All the while, Wimbledon hums away in the background and then bursts into the foreground. For the obsessives, the BBC coverage runs wall-to-wall through the week, every rally and rain delay accounted for. For the rest, the weekend is the one that matters.

Saturday afternoon brings the women’s singles final; Sunday crowns the men’s champion. Two afternoons when even the casual viewer knows where the story is heading: Centre Court, the trophy, and a season-defining swing of the racket.

World Cup nights and long-haul drama

The global tournament refuses to leave the stage. The Last 16 dominates the early part of the week:

  • Mexico v England kicks off the knockout tension in the small hours (Monday, 1am, RTÉ 2 & BBC/UTV).
  • Portugal v Spain (Monday, 8pm), USA v Belgium (Tuesday, 1am), Argentina v Egypt and Switzerland v Colombia (Tuesday, 5pm and 9pm) keep the conveyor belt of jeopardy rolling.

By Thursday, the quarter-finals arrive. France v Morocco takes the 9pm slot on RTÉ 2 & BBC/UTV, with the remaining three last-eight ties spread across Friday, Saturday and Sunday. One at 8pm on Friday, one at 10pm on Saturday, one at 2am on Sunday and another at 2am later that morning. The schedule is relentless. So is the pressure.

Sleep, if you want it, becomes optional.

A summer stitched together: tours, tests and titles

Away from the football, the calendar barely pauses for breath.

The Tour de France grinds on through the week on TNT Sports and TG4, from Stage 3 on Monday right through to Stage 9 on Sunday. Long afternoons of climbs, descents and tactical brinkmanship, with Irish-language coverage offering its own rhythm to the race.

Wimbledon, again, is ever-present on BBC 1 and BBC 2 from Monday to Sunday, with coverage stretching from late morning deep into the evening. The second week is where reputations are made and shattered, where a single bad service game can undo a fortnight’s work.

Golfers split their focus between the Scottish Open and the Evian Championship from Thursday onwards, both live on Sky Sports, while the ISCO Championship runs late into each night from Thursday to Sunday. For those who prefer their drama on the fairways, it’s a full menu.
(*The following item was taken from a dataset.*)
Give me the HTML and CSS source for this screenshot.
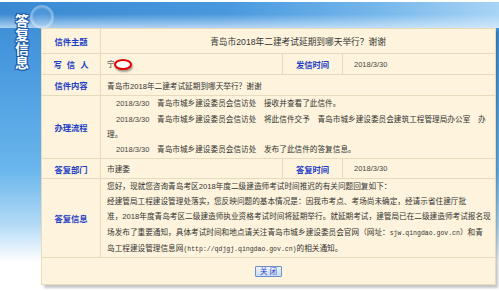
FILE: index.html
```html
<!DOCTYPE html>
<html lang="zh-CN">
<head>
  <meta charset="UTF-8">
  <title>答复信息</title>
  <link rel="stylesheet" href="styles.css">
</head>
<body>
  <div class="page">
    <div class="side">
      <div class="side-title">答复信息</div>
    </div>

    <div class="panel">
      <table class="letter">
        <colgroup>
          <col class="c-label">
          <col class="c-wide">
          <col class="c-label2">
          <col class="c-rest">
        </colgroup>
        <tr class="r-subject">
          <th>信件主题</th>
          <td colspan="3" class="subject">青岛市2018年二建考试延期到哪天举行？谢谢</td>
        </tr>
        <tr class="r-sender">
          <th class="spaced">写信人</th>
          <td class="indent">宁<span class="mask"></span></td>
          <th>发信时间</th>
          <td class="date">2018/3/30</td>
        </tr>
        <tr class="r-content">
          <th>信件内容</th>
          <td colspan="3">青岛市2018年二建考试延期到哪天举行？谢谢</td>
        </tr>
        <tr class="r-flow">
          <th>办理流程</th>
          <td colspan="3" class="indent flow">
            <div class="step"><span class="date">2018/3/30</span>　青岛市城乡建设委员会信访处　接收并查看了此信件。</div>
            <div class="step"><span class="date">2018/3/30</span>　青岛市城乡建设委员会信访处　将此信件交予　青岛市城乡建设委员会建筑工程管理局办公室　办<br>理。</div>
            <div class="step"><span class="date">2018/3/30</span>　青岛市城乡建设委员会信访处　发布了此信件的答复信息。</div>
          </td>
        </tr>
        <tr class="r-dept">
          <th>答复部门</th>
          <td class="indent">市建委</td>
          <th>答复时间</th>
          <td class="date">2018/3/30</td>
        </tr>
        <tr class="r-reply">
          <th>答复信息</th>
          <td colspan="3" class="reply">您好，现就您咨询青岛考区2018年度二级建造师考试时间推迟的有关问题回复如下：<br>经建管局工程建设管理处落实，您反映问题的基本情况是：因我市考点、考场尚未确定，经请示省住建厅批<br>准，2018年度青岛考区二级建造师执业资格考试时间将延期举行。就延期考试，建管局已在二级建造师考试报名现<br>场发布了重要通知，具体考试时间和地点请关注青岛市城乡建设委员会官网（网址：<span class="url">sjw.qingdao.gov.cn</span>）和青<br>岛工程建设管理信息网<span class="url">(http://qdjgj.qingdao.gov.cn)</span>的相关通知。</td>
        </tr>
        <tr class="r-actions">
          <td colspan="4" class="actions"><button class="close-btn">关 闭</button></td>
        </tr>
      </table>
    </div>
  </div>
</body>
</html>
```

FILE: styles.css
```css
body {
  margin: 0;
  height: 291px;
  overflow: hidden;
  font-family: "Liberation Sans", "Noto Sans CJK SC", sans-serif;
  color: #333;
  background:
    radial-gradient(circle at 42px 17px, rgba(255,255,255,0.12) 0, rgba(255,255,255,0.08) 8px, rgba(255,255,255,0.4) 11px, rgba(255,255,255,0) 12.5px),
    linear-gradient(to bottom, rgba(255,255,255,0) 0, rgba(255,255,255,0) 14px, rgba(225,240,252,0.7) 28px) 0 0 / 100% 28px no-repeat,
    linear-gradient(to right, #3a8ad3 0, #4898de 45%, #74b6ea 75%, #a8d4f5 100%) 0 2px / 100% 26px no-repeat,
    linear-gradient(to bottom, #fff 0, #fff 2px, #3a8ad3 3px, #4a9be0 70px, #6ab6ec 170px, #b4dbf6 225px, #fff 262px);
}

.page {
  display: flex;
  align-items: flex-start;
}

.side {
  width: 41px;
  flex-shrink: 0;
  padding: 14px 0 0 15px;
  box-sizing: border-box;
}

.side-title {
  width: 15px;
  font-size: 14px;
  line-height: 14px;
  font-weight: bold;
  color: #fff;
  word-break: break-all;
  text-shadow:
    1px 0 0 #1d5aa8, -1px 0 0 #1d5aa8, 0 1px 0 #1d5aa8, 0 -1px 0 #1d5aa8,
    1px 1px 0 #1d5aa8, -1px -1px 0 #1d5aa8, 1px -1px 0 #1d5aa8, -1px 1px 0 #1d5aa8;
}

.panel {
  margin-top: 28px;
  width: 454px;
  background-color: #fef3dc;
  box-shadow: 3px 3px 2px rgba(0,0,0,0.22);
}

.letter {
  width: 454px;
  table-layout: fixed;
  border-collapse: collapse;
  font-size: 7.65px;
}

.c-label { width: 59px; }
.c-wide { width: 182px; }
.c-label2 { width: 60px; }
.c-rest { width: 153px; }

.letter th,
.letter td {
  border: 1px solid #e8dbbd;
  padding: 0 6px;
  vertical-align: middle;
}

.letter th {
  color: #1d3fc6;
  font-size: 8.3px;
  font-weight: bold;
  text-align: center;
  padding: 0;
}

.letter th.spaced {
  letter-spacing: 5px;
  padding-left: 5px;
}

.r-subject { height: 25px; }
.r-sender { height: 21px; }
.r-content { height: 21px; }
.r-flow { height: 63px; }
.r-dept { height: 20px; }
.r-reply { height: 79px; }
.r-actions { height: 27px; }

.subject {
  text-align: center;
  font-size: 8.7px;
}

.indent {
  padding-left: 11px;
}

.date {
  font-size: 7.5px;
  color: #444;
}

td.date {
  padding-left: 11px;
}

.mask {
  display: inline-block;
  vertical-align: middle;
  width: 14px;
  height: 7px;
  margin-left: -1px;
  background: #fff;
  border: 2.5px solid #e20000;
  border-radius: 50%;
  box-shadow: 1px 2px 2px rgba(0,0,0,0.35);
}

.flow {
  line-height: 15.3px;
}

.step {
  text-indent: 9px;
  white-space: nowrap;
}

.reply {
  line-height: 15.2px;
  white-space: nowrap;
  padding-top: 1px;
}

.url {
  font-family: "Liberation Mono", monospace;
  font-size: 6.5px;
}

.actions {
  text-align: center;
  padding-left: 28px;
}

.close-btn {
  font-family: "Liberation Sans", "Noto Sans CJK SC", sans-serif;
  font-size: 7.5px;
  line-height: 9px;
  color: #1d3fc6;
  padding: 0 4px;
  background: linear-gradient(to bottom, #eef4fd, #c9dbf5);
  border: 1px solid #6f8fc7;
  border-radius: 1px;
}
```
Cricket followers get a complete England v India white-ball block: the 3rd and 4th T20s on Tuesday and Thursday, then the 5th T20 on Saturday, all on Sky Sports Cricket. From Friday morning, the Women’s Test between England and India settles in for a multi-day stay.

Rugby refuses to stay quiet. The U20 World Cup on Premier Sports 2 (Tuesday and Sunday) showcases the next generation, while the Nations Championship takes over the early hours and afternoons on UTV, ITV4 and Virgin Media One on Saturday. New Zealand v Italy, Australia v France, Japan v Ireland, Fiji v England, South Africa v Scotland and Argentina v Wales – a full tour calendar squeezed into one day.

Rugby league stacks its own schedule on Sky Sports, with Super League clashes dotted across Thursday, Friday, Saturday and Sunday. Wigan v Warrington, Huddersfield v Bradford, Leigh v Castleford, Hull KR v Wakefield, Catalans v Leeds, St Helens v Toulouse – it’s a round that never really ends.

Motorsport slips into Sunday with MotoGP from Germany on TNT Sports 2, while athletics fans get a glittering Monaco Diamond League on Friday night (Virgin Media Two, 7pm-9pm). Racing from Newmarket and York fills the afternoons on Friday and Saturday.

And then, in the early hours of Sunday, the fight game crashes the party. UFC rolls into Paradise, Nevada, with Conor McGregor v Max Holloway on TNT Sports Box Office from 2am. Irish eyes will be fixed on the octagon, no matter what the body clock says.

The week that never switches off

From the League of Ireland’s relegation dogfight and title chase, to Sam Maguire’s semi-final auditions, to the cut and thrust of World Cup knockout nights, this is a week where every sport finds its moment.

The only real question is simple: with so much on, what do you dare to miss?